The venue is usually somewhere with a large expanse of asphalt, like a stadium parking lot when nothing else is happening. Various driving events are set up, to feature the manufacturer's car against the competition. This EcoBoost Challenge featured various Ford EcoBoost vehicles against perceived competitors for some events, and against the clock to showcase acceleration or maneuverability for others. There was a slalom / road course, cones but not for autocross speeds, for Ford's F150 and Escape, both with EcoBoost engines, against a Chevrolet Silverado and Honda CR-V, timed reaction-time trials with Fiesta and Focus STs, and an autocross with EcoBoost Mustangs, both stick and automatic. Interestingly, but I suppose unsurprisingly, there was also instruction available on how to drive a manual transmission, for those who never had.
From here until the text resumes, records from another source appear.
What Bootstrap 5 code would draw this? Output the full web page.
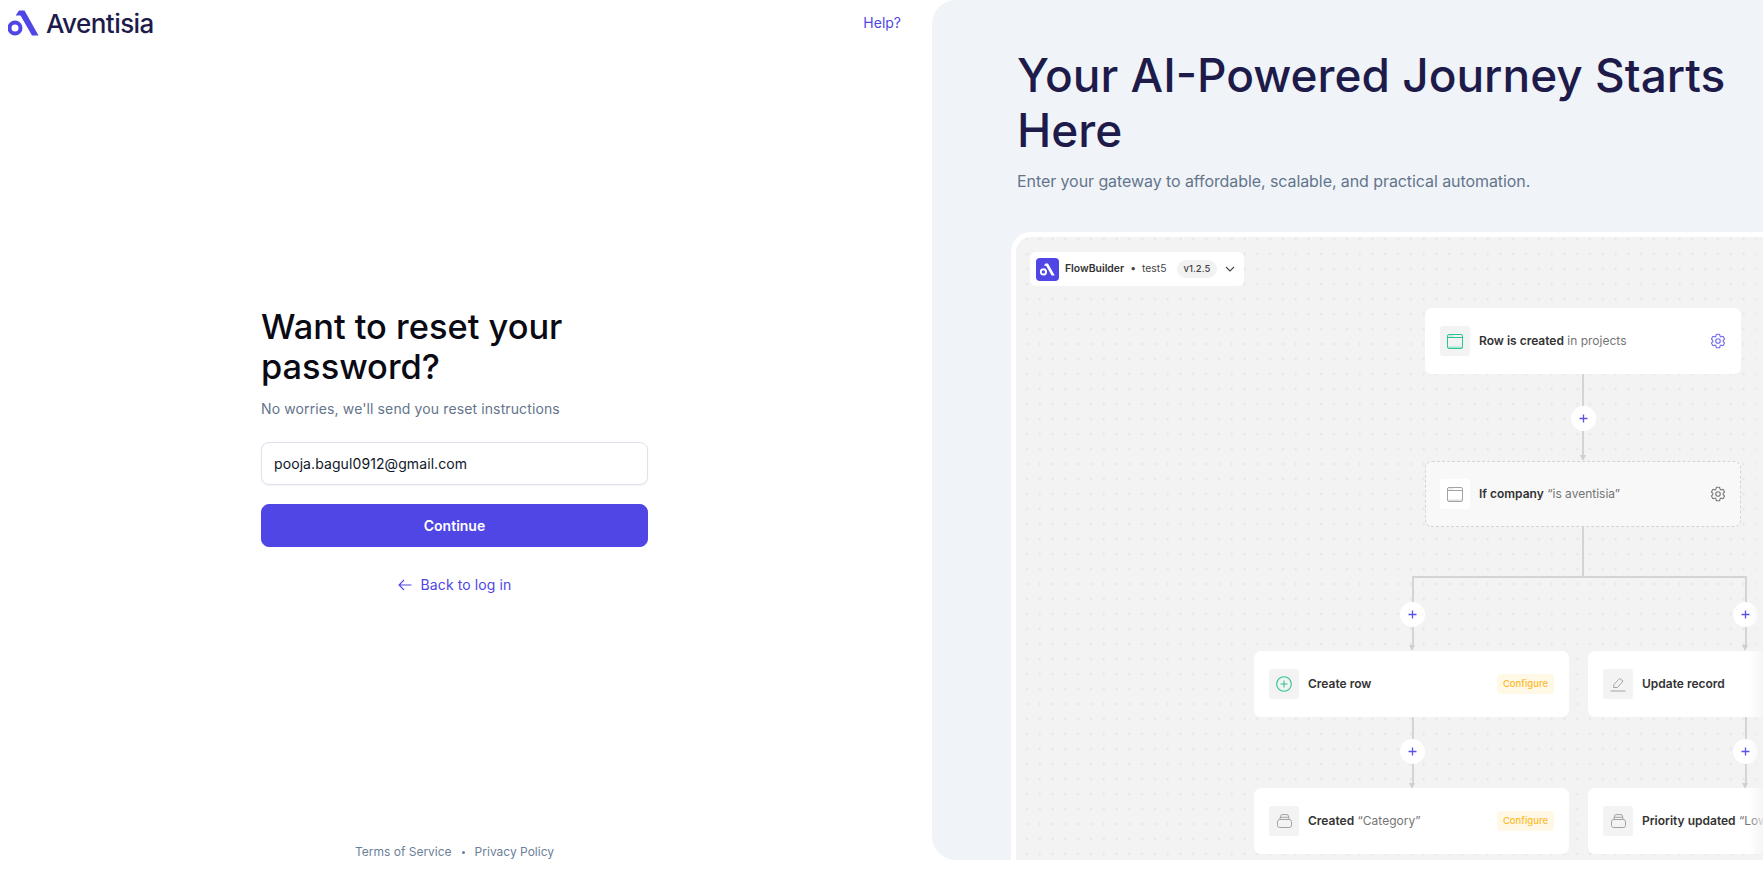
<!DOCTYPE html>
<html lang="en">

<head>
    <meta charset="UTF-8">
    <title>Reset password</title>
    <link href="https://cdn.jsdelivr.net/npm/bootstrap@5.3.3/dist/css/bootstrap.min.css" rel="stylesheet">
    <style>
        html, body {
            height: 872px;
            overflow: hidden;
        }

        body {
            font-family: Inter, "Liberation Sans", sans-serif;
            background: #fff;
        }

        .page-wrap {
            height: 860px;
        }

        .left-side {
            width: 932px;
            flex: none;
        }

        .top-bar {
            height: 46px;
            padding: 10px 31px 0 8px;
        }

        .brand-logo {
            margin-right: 7px;
        }

        .brand-name {
            font-size: 26px;
            line-height: 27px;
            font-weight: 500;
            color: #1e1b4b;
            letter-spacing: -.55px;
        }

        .help-link {
            font-size: 14px;
            line-height: 26px;
            color: #4f46e5;
            text-decoration: none;
        }

        .reset-form {
            width: 387px;
            margin-left: 261px;
            margin-top: 261px;
        }

        .reset-title {
            font-size: 34.4px;
            line-height: 40px;
            font-weight: 450;
            color: #0a0a14;
            margin-bottom: 12px;
        }

        .reset-sub {
            font-size: 14px;
            line-height: 20px;
            letter-spacing: .12px;
            color: #64748b;
            margin-bottom: 23px;
        }

        .reset-form .form-control {
            height: 43px;
            font-size: 14px;
            letter-spacing: .09px;
            padding: 0 12px;
            color: #0f172a;
            border: 1px solid #e0e0ef;
            border-radius: 8px;
            box-shadow: 0 1px 2px rgba(30, 27, 75, .06);
        }

        .btn-continue {
            height: 43px;
            margin-top: 19px;
            font-size: 14px;
            font-weight: 600;
            background: #4f46e5;
            border-color: #4f46e5;
            color: #fff;
            border-radius: 8px;
        }

        .back-link {
            margin-top: 28px;
            font-size: 14px;
            line-height: 20px;
            letter-spacing: .1px;
            color: #4f46e5;
            text-decoration: none;
            gap: 9px;
        }

        .foot-links {
            font-size: 12px;
            line-height: 16px;
            color: #6b7f99;
            gap: 10px;
        }

        .foot-links i {
            width: 3px;
            height: 3px;
            border-radius: 50%;
            background: #6b7f99;
        }

        .right-side {
            flex: 1;
            background: #f0f4f9;
            border-radius: 24px 0 0 24px;
            overflow: hidden;
            padding: 48px 0 0 85px;
        }

        .promo-title {
            font-size: 46px;
            line-height: 55px;
            font-weight: 450;
            color: #1e1b4b;
            margin: 0 0 11px;
        }

        .promo-sub {
            font-size: 16px;
            line-height: 24px;
            letter-spacing: -.08px;
            color: #64748b;
            margin: 0 0 39px;
        }

        .flow-frame {
            position: relative;
            margin-left: -6px;
            height: 640px;
            background-color: #f3f3f3;
            background-image: radial-gradient(#e6e6e6 1px, transparent 1.2px);
            background-size: 12.8px 15px;
            background-position: 4.6px -5.5px;
            border: 5px solid #fff;
            border-right: 0;
            border-bottom: 0;
            border-top-left-radius: 20px;
        }

        /* canvas: items below sit on the diagram at their own place */
        .flow-bar, .flow-node, .flow-line, .flow-plus, .flow-tip {
            position: absolute;
        }

        .flow-bar {
            left: 14px;
            top: 15px;
            width: 214px;
            height: 34px;
            background: #fff;
            border-radius: 6px;
            padding-left: 6px;
            font-size: 10.4px;
            color: #444;
        }

        .flow-bar b {
            font-weight: 600;
            color: #333;
        }

        .flow-logo {
            width: 23px;
            height: 23px;
            border-radius: 4px;
            background: #4f46e5;
            margin-right: 6px;
        }

        .flow-dot {
            margin: 0 6px;
        }

        .flow-ver {
            background: #f2f2f2;
            border-radius: 9px;
            padding: 2px 7px;
            margin-left: 10px;
            font-weight: 500;
            font-size: 9.5px;
        }

        .flow-node {
            width: 315px;
            height: 66px;
            background: #fff;
            border-radius: 7px;
            padding: 0 15px;
            font-size: 12px;
            color: #757575;
        }

        .flow-node b {
            font-weight: 600;
            color: #333;
        }

        .node-dashed {
            background: #f8f8f8;
            border: 1px dashed #d4d4d4;
            padding: 0 14px;
        }

        .node-icon {
            width: 30px;
            height: 30px;
            flex: none;
            background: #f3f3f3;
            border-radius: 3px;
            margin-right: 9px;
            color: #a3a3a3;
        }

        .node-dashed .node-icon {
            background: #fff;
        }

        .icon-green {
            color: #2cc38f;
        }

        .node-gear {
            margin-right: -1px;
        }

        .gear-blue {
            color: #6f68ee;
        }

        .gear-grey {
            color: #777;
        }

        .flow-config {
            background: #fff8e6;
            color: #fdbb2d;
            font-size: 9.5px;
            line-height: 20px;
            font-weight: 500;
            border-radius: 4px;
            padding: 0 6px;
        }

        .flow-line {
            background: #d4d4d4;
        }

        .flow-plus {
            width: 25px;
            height: 25px;
            border-radius: 50%;
            background: #fff;
        }

        .flow-tip {
            width: 0;
            height: 0;
            border: 3.5px solid transparent;
            border-top: 6px solid #cfcfcf;
            border-bottom: 0;
        }

        .flow-fade {
            position: absolute;
            top: 0;
            bottom: 0;
            right: 0;
            width: 14px;
            background: linear-gradient(90deg, rgba(243, 243, 243, 0), rgba(243, 243, 243, .8));
        }

        /* diagram places */
        .line-a { left: 566px; top: 137px; width: 2px; height: 82px; }
        .line-b { left: 566px; top: 290px; width: 2px; height: 50px; }
        .line-c { left: 396px; top: 339px; width: 335px; height: 1.5px; }
        .line-d { left: 396px; top: 339px; width: 1.5px; height: 70px; }
        .line-e { left: 729px; top: 339px; width: 1.5px; height: 70px; }
        .line-f { left: 396px; top: 477px; width: 1.5px; height: 70px; }
        .line-g { left: 729px; top: 477px; width: 1.5px; height: 70px; }
        .tip-a { left: 563.5px; top: 218px; }
        .tip-d { left: 393.2px; top: 408px; }
        .tip-e { left: 726.2px; top: 408px; }
        .tip-f { left: 393.2px; top: 546px; }
        .tip-g { left: 726.2px; top: 546px; }
        .plus-a { left: 554.5px; top: 168.5px; }
        .plus-d { left: 384px; top: 364.5px; }
        .plus-e { left: 717px; top: 364.5px; }
        .plus-f { left: 384px; top: 501.5px; }
        .plus-g { left: 717px; top: 501.5px; }
        .node-a { left: 409px; top: 71px; width: 316px; }
        .node-b { left: 409px; top: 224px; width: 316px; }
        .node-c { left: 238px; top: 414px; }
        .node-d { left: 572px; top: 414px; }
        .node-e { left: 238px; top: 551px; }
        .node-f { left: 572px; top: 551px; }
    </style>
</head>

<body>
    <svg width="0" height="0" class="d-block position-absolute">
        <symbol id="plus" viewBox="0 0 25 25"><path d="M12.5 8.5v8M8.5 12.5h8" stroke="#5b51e8" stroke-width="1.3" fill="none"/></symbol>
        <symbol id="gear" viewBox="0 0 24 24"><path d="M9.594 3.94c.09-.542.56-.94 1.11-.94h2.593c.55 0 1.02.398 1.11.94l.213 1.281c.063.374.313.686.645.87.074.04.147.083.22.127.324.196.72.257 1.075.124l1.217-.456a1.125 1.125 0 011.37.49l1.296 2.247a1.125 1.125 0 01-.26 1.431l-1.003.827c-.293.24-.438.613-.431.992a6.759 6.759 0 010 .255c-.007.378.138.75.43.99l1.005.828c.424.35.534.954.26 1.43l-1.298 2.247a1.125 1.125 0 01-1.369.491l-1.217-.456c-.355-.133-.75-.072-1.076.124a6.57 6.57 0 01-.22.128c-.331.183-.581.495-.644.869l-.213 1.28c-.09.543-.56.941-1.11.941h-2.594c-.55 0-1.02-.398-1.11-.94l-.213-1.281c-.062-.374-.312-.686-.644-.87a6.52 6.52 0 01-.22-.127c-.325-.196-.72-.257-1.076-.124l-1.217.456a1.125 1.125 0 01-1.369-.49l-1.297-2.247a1.125 1.125 0 01.26-1.431l1.004-.827c.292-.24.437-.613.43-.992a6.932 6.932 0 010-.255c.007-.378-.138-.75-.43-.99l-1.004-.828a1.125 1.125 0 01-.26-1.43l1.297-2.247a1.125 1.125 0 011.37-.491l1.216.456c.356.133.751.072 1.076-.124.072-.044.146-.087.22-.128.332-.183.582-.495.644-.869l.214-1.281z" fill="none" stroke="currentColor" stroke-width="1.5" stroke-linejoin="round"/><circle cx="12" cy="12" r="3" fill="none" stroke="currentColor" stroke-width="1.5"/></symbol>
        <symbol id="window" viewBox="0 0 16 15"><path d="M1 12.5h14v1.5H1z" fill="currentColor" opacity=".35"/><rect x=".5" y=".5" width="15" height="14" rx="1.5" fill="none" stroke="currentColor"/><path d="M.5 3.5h15" stroke="currentColor"/><path d="M2 2h.8M3.6 2h.8M5.2 2h.8" stroke="currentColor" stroke-width=".7"/></symbol>
        <symbol id="stack" viewBox="0 0 15 14"><rect x=".5" y="5.5" width="14" height="8" rx="2.2" fill="none" stroke="currentColor"/><path d="M2.8 5.5 3.6 1.8A1.5 1.5 0 0 1 5 .6h5a1.5 1.5 0 0 1 1.4 1.200l.8 3.700M3.300 3.300h8.400" fill="none" stroke="currentColor"/></symbol>
    </svg>

    <div class="page-wrap d-flex">
        <div class="left-side d-flex flex-column">
            <div class="top-bar d-flex justify-content-between">
                <div class="d-flex align-items-start">
                    <svg class="brand-logo" width="31" height="26" viewBox="0 0 31 26"><path d="M8 5 11 .5h5.500L30.500 25.500H24L12.500 5.500H8z" fill="#4f46e5"/><circle cx="7" cy="18" r="5.500" fill="none" stroke="#4f46e5" stroke-width="4"/></svg>
                    <span class="brand-name">Aventisia</span>
                </div>
                <a class="help-link" href="#">Help?</a>
            </div>

            <div class="reset-form d-flex flex-column flex-grow-1">
                <h1 class="reset-title">Want to reset your password?</h1>
                <p class="reset-sub">No worries, we'll send you reset instructions</p>
                <input type="email" class="form-control" value="pooja.bagul0912@gmail.com">
                <button class="btn btn-continue w-100">Continue</button>
                <a class="back-link d-flex justify-content-center align-items-center" href="#">
                    <svg width="14" height="12" viewBox="0 0 14 12"><path d="M13.500 6H1M6 1 1 6l5 5" fill="none" stroke="#4f46e5" stroke-width="1.100"/></svg>
                    Back to log in
                </a>
                <div class="foot-links d-flex justify-content-center align-items-center mt-auto">
                    <span>Terms of Service</span><i></i><span>Privacy Policy</span>
                </div>
            </div>
        </div>

        <div class="right-side">
            <h2 class="promo-title">Your AI-Powered Journey Starts Here</h2>
            <p class="promo-sub">Enter your gateway to affordable, scalable, and practical automation.</p>

            <div class="flow-frame">
                <div class="flow-bar d-flex align-items-center">
                    <span class="flow-logo d-flex align-items-center justify-content-center">
                        <svg width="15" height="13" viewBox="0 0 31 26"><path d="M8 5 11 .5h5.500L30.500 25.500H24L12.500 5.500H8z" fill="#fff"/><circle cx="7" cy="18" r="5.500" fill="none" stroke="#fff" stroke-width="4"/></svg>
                    </span>
                    <b>FlowBuilder</b><span class="flow-dot">•</span><span>test5</span>
                    <span class="flow-ver">v1.2.5</span>
                    <svg class="ms-2" width="10" height="6" viewBox="0 0 10 6"><path d="M1 1l4 4 4-4" fill="none" stroke="#444" stroke-width="1.100"/></svg>
                </div>

                <div class="flow-line line-a"></div>
                <div class="flow-tip tip-a"></div>
                <div class="flow-line line-b"></div>
                <div class="flow-line line-c"></div>
                <div class="flow-line line-d"></div>
                <div class="flow-line line-e"></div>
                <div class="flow-tip tip-d"></div>
                <div class="flow-tip tip-e"></div>
                <div class="flow-line line-f"></div>
                <div class="flow-line line-g"></div>
                <div class="flow-tip tip-f"></div>
                <div class="flow-tip tip-g"></div>

                <div class="flow-plus plus-a"><svg width="25" height="25" class="d-block"><use href="#plus"/></svg></div>
                <div class="flow-plus plus-d"><svg width="25" height="25" class="d-block"><use href="#plus"/></svg></div>
                <div class="flow-plus plus-e"><svg width="25" height="25" class="d-block"><use href="#plus"/></svg></div>
                <div class="flow-plus plus-f"><svg width="25" height="25" class="d-block"><use href="#plus"/></svg></div>
                <div class="flow-plus plus-g"><svg width="25" height="25" class="d-block"><use href="#plus"/></svg></div>

                <div class="flow-node node-a d-flex align-items-center">
                    <span class="node-icon d-flex align-items-center justify-content-center"><svg width="16" height="15" class="icon-green"><use href="#window"/></svg></span>
                    <span><b>Row is created</b> in projects</span>
                    <svg class="ms-auto node-gear gear-blue" width="18" height="18"><use href="#gear"/></svg>
                </div>
                <div class="flow-node node-b node-dashed d-flex align-items-center">
                    <span class="node-icon d-flex align-items-center justify-content-center"><svg width="16" height="15"><use href="#window"/></svg></span>
                    <span><b>If company</b> “is aventisia”</span>
                    <svg class="ms-auto node-gear gear-grey" width="18" height="18"><use href="#gear"/></svg>
                </div>
                <div class="flow-node node-c d-flex align-items-center">
                    <span class="node-icon d-flex align-items-center justify-content-center">
                        <svg width="16" height="16" viewBox="0 0 16 16"><circle cx="8" cy="8" r="7.300" fill="none" stroke="#2cc38f" stroke-width="1.100"/><path d="M8 4.500v7M4.500 8h7" stroke="#2cc38f" stroke-width="1.100"/></svg>
                    </span>
                    <span><b>Create row</b></span>
                    <span class="flow-config ms-auto">Configure</span>
                </div>
                <div class="flow-node node-d d-flex align-items-center">
                    <span class="node-icon d-flex align-items-center justify-content-center">
                        <svg width="16" height="15" viewBox="0 0 16 15"><path d="M3.500 10.500 4 7.500 9.500 1.500 13 4 7.500 10.500zM.5 14h15" fill="none" stroke="#a3a3a3"/></svg>
                    </span>
                    <span><b>Update record</b></span>
                </div>
                <div class="flow-node node-e d-flex align-items-center">
                    <span class="node-icon d-flex align-items-center justify-content-center"><svg width="15" height="14"><use href="#stack"/></svg></span>
                    <span><b>Created</b> “Category”</span>
                    <span class="flow-config ms-auto">Configure</span>
                </div>
                <div class="flow-node node-f d-flex align-items-center">
                    <span class="node-icon d-flex align-items-center justify-content-center"><svg width="15" height="14"><use href="#stack"/></svg></span>
                    <span class="text-nowrap"><b>Priority updated</b> “Low”</span>
                </div>
                <div class="flow-fade"></div>
            </div>
        </div>
    </div>
</body>

</html>
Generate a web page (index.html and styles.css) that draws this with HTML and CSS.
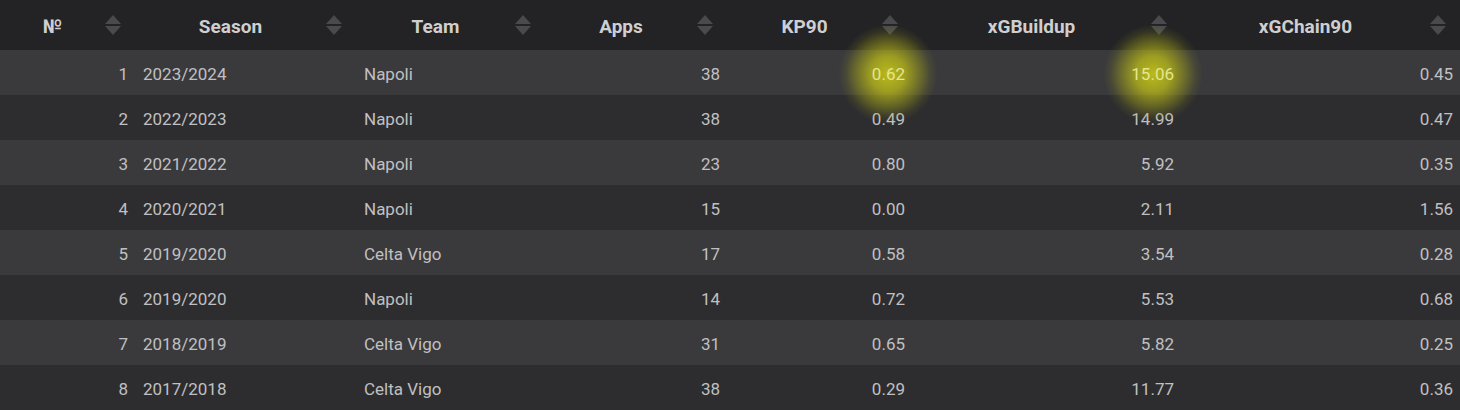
FILE: index.html
```html
<!DOCTYPE html>
<html>
<head>
<meta charset="utf-8">
<link rel="stylesheet" href="styles.css">
</head>
<body>
<table class="stats">
  <colgroup>
    <col class="c-num"><col class="c-season"><col class="c-team"><col class="c-apps"><col class="c-kp"><col class="c-build"><col class="c-chain">
  </colgroup>
  <thead>
    <tr>
      <th><div class="th-in"><span class="lbl">№</span><span class="sort"><i class="up"></i><i class="down"></i></span></div></th>
      <th><div class="th-in"><span class="lbl">Season</span><span class="sort"><i class="up"></i><i class="down"></i></span></div></th>
      <th><div class="th-in"><span class="lbl">Team</span><span class="sort"><i class="up"></i><i class="down"></i></span></div></th>
      <th><div class="th-in"><span class="lbl">Apps</span><span class="sort"><i class="up"></i><i class="down"></i></span></div></th>
      <th><div class="th-in"><span class="lbl">KP90</span><span class="sort"><i class="up"></i><i class="down"></i></span></div></th>
      <th><div class="th-in"><span class="lbl">xGBuildup</span><span class="sort"><i class="up"></i><i class="down"></i></span></div></th>
      <th><div class="th-in"><span class="lbl">xGChain90</span><span class="sort"><i class="up"></i><i class="down"></i></span></div></th>
    </tr>
  </thead>
  <tbody>
    <tr><td class="r">1</td><td>2023/2024</td><td>Napoli</td><td class="r">38</td><td class="r"><span class="glow">0.62</span></td><td class="r"><span class="glow">15.06</span></td><td class="r">0.45</td></tr>
    <tr><td class="r">2</td><td>2022/2023</td><td>Napoli</td><td class="r">38</td><td class="r">0.49</td><td class="r">14.99</td><td class="r">0.47</td></tr>
    <tr><td class="r">3</td><td>2021/2022</td><td>Napoli</td><td class="r">23</td><td class="r">0.80</td><td class="r">5.92</td><td class="r">0.35</td></tr>
    <tr><td class="r">4</td><td>2020/2021</td><td>Napoli</td><td class="r">15</td><td class="r">0.00</td><td class="r">2.11</td><td class="r">1.56</td></tr>
    <tr><td class="r">5</td><td>2019/2020</td><td>Celta Vigo</td><td class="r">17</td><td class="r">0.58</td><td class="r">3.54</td><td class="r">0.28</td></tr>
    <tr><td class="r">6</td><td>2019/2020</td><td>Napoli</td><td class="r">14</td><td class="r">0.72</td><td class="r">5.53</td><td class="r">0.68</td></tr>
    <tr><td class="r">7</td><td>2018/2019</td><td>Celta Vigo</td><td class="r">31</td><td class="r">0.65</td><td class="r">5.82</td><td class="r">0.25</td></tr>
    <tr><td class="r">8</td><td>2017/2018</td><td>Celta Vigo</td><td class="r">38</td><td class="r">0.29</td><td class="r">11.77</td><td class="r">0.36</td></tr>
  </tbody>
</table>
</body>
</html>
```

FILE: styles.css
```css
html, body {
  margin: 0;
  padding: 0;
  background: #2d2d2f;
  overflow: hidden;
}

.stats {
  width: 1460px;
  border-collapse: collapse;
  table-layout: fixed;
  font-family: Roboto, "Liberation Sans", sans-serif;
  font-size: 17px;
  color: #c0c0c2;
}

.c-num { width: 135px; }
.c-season { width: 221px; }
.c-team { width: 189px; }
.c-apps { width: 182px; }
.c-kp { width: 185px; }
.c-build { width: 269px; }
.c-chain { width: 279px; }

.stats thead th {
  height: 50px;
  padding: 0;
  background: #232325;
  font-weight: 700;
  font-size: 19px;
  color: #cfcfd1;
}

.th-in {
  display: flex;
  align-items: center;
  padding-right: 14px;
  height: 50px;
}

.lbl {
  flex: 1;
  text-align: center;
  padding-top: 3px;
}

.sort {
  width: 16px;
  display: flex;
  flex-direction: column;
  align-items: center;
  gap: 2px;
}

.sort i {
  display: block;
  width: 0;
  height: 0;
  border-left: 8px solid transparent;
  border-right: 8px solid transparent;
}

.sort .up { border-bottom: 9px solid #4a4a4c; }
.sort .down { border-top: 9px solid #4a4a4c; }

.stats tbody td {
  height: 43px;
  padding: 2px 8px 0;
  vertical-align: middle;
  white-space: nowrap;
}

.stats tbody tr:nth-child(odd) td { background: #3a3a3c; }
.stats tbody tr:nth-child(even) td { background: #2d2d2f; }

.stats td.r { text-align: right; padding-right: 7px; }

.glow {
  position: relative;
  display: inline-block;
  color: #e6e68c;
  z-index: 0;
}

.glow::before {
  content: "";
  position: absolute;
  left: 50%;
  top: 50%;
  width: 100px;
  height: 100px;
  margin-left: -50px;
  margin-top: -50px;
  border-radius: 50%;
  background: radial-gradient(circle, rgba(200, 200, 25, 0.9) 0%, rgba(190, 190, 25, 0.75) 25%, rgba(170, 170, 25, 0.45) 45%, rgba(150, 150, 25, 0.15) 60%, rgba(150, 150, 25, 0) 70%);
  z-index: -1;
}
```
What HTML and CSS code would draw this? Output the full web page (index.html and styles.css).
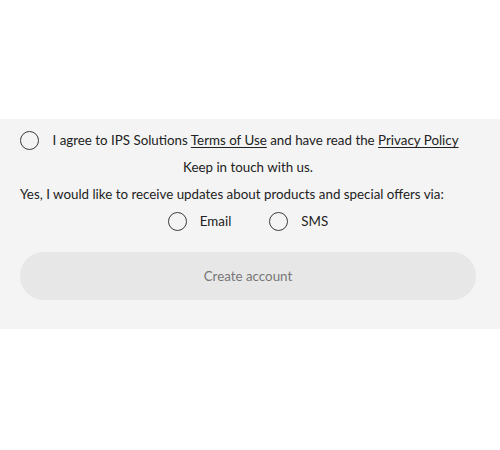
FILE: index.html
```html
<!DOCTYPE html>
<html>
<head>
<meta charset="utf-8">
<link rel="stylesheet" href="styles.css">
</head>
<body>
<form class="panel">
  <label class="row agree">
    <span class="radio"></span>
    <span>I agree to IPS Solutions <a href="#" class="link">Terms of Use</a> and have read the <a href="#" class="link">Privacy Policy</a></span>
  </label>
  <p class="row center">Keep in touch with us.</p>
  <p class="row">Yes, I would like to receive updates about products and special offers via:</p>
  <div class="row center options">
    <label class="option"><span class="radio"></span><span>Email</span></label>
    <label class="option"><span class="radio"></span><span>SMS</span></label>
  </div>
  <button type="button" class="submit">Create account</button>
</form>
</body>
</html>
```
FILE: styles.css
```css
html, body {
  margin: 0;
  padding: 0;
  background: #ffffff;
}
body {
  font-family: Lato, "Liberation Sans", sans-serif;
  font-size: 13.35px;
  color: #222222;
}
.panel {
  margin-top: 119px;
  background: #f4f4f4;
  padding: 7.5px 24px 28.5px 20px;
  display: flex;
  flex-direction: column;
}
.row {
  margin: 0;
  height: 27px;
  display: flex;
  align-items: center;
  white-space: nowrap;
}
.center {
  justify-content: center;
}
.agree {
  gap: 13.5px;
}
.radio {
  box-sizing: border-box;
  width: 19px;
  height: 19px;
  border: 1.5px solid #3a3a3a;
  border-radius: 50%;
  flex: none;
}
.link {
  color: inherit;
  text-decoration: underline;
  text-underline-offset: 2px;
}
.options {
  gap: 38px;
}
.option {
  display: flex;
  align-items: center;
  gap: 13px;
}
.submit {
  margin-top: 17.5px;
  height: 48px;
  border: none;
  border-radius: 24px;
  background: #e7e7e7;
  color: #777777;
  font-family: inherit;
  font-size: 13.35px;
}
```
Was it rigged to the benefit of Ford products? Not particularly -- I liked the CR-V better than the Escape on the course. The F150 handily beat the Silverado for comfort and maneuverability. YMMV… Was there pressure to go Ford? There was plenty of information available about the vehicles, but as far as I could tell no "hard sell" of any kind.
It's kind of like those "free dinner" presentations I keep getting in the mail (and ignoring) -- sit through a presentation on time-share condos or investment opportunities or retirement strategies or whatever and resist a sales pitch in exchange for a free dinner. But no direct sales pitch -- maybe some slightly unfair comparisons between vehicles, or maybe not, not here at least -- and no meal. There is no free lunch anyway, Robert Heinlen was right.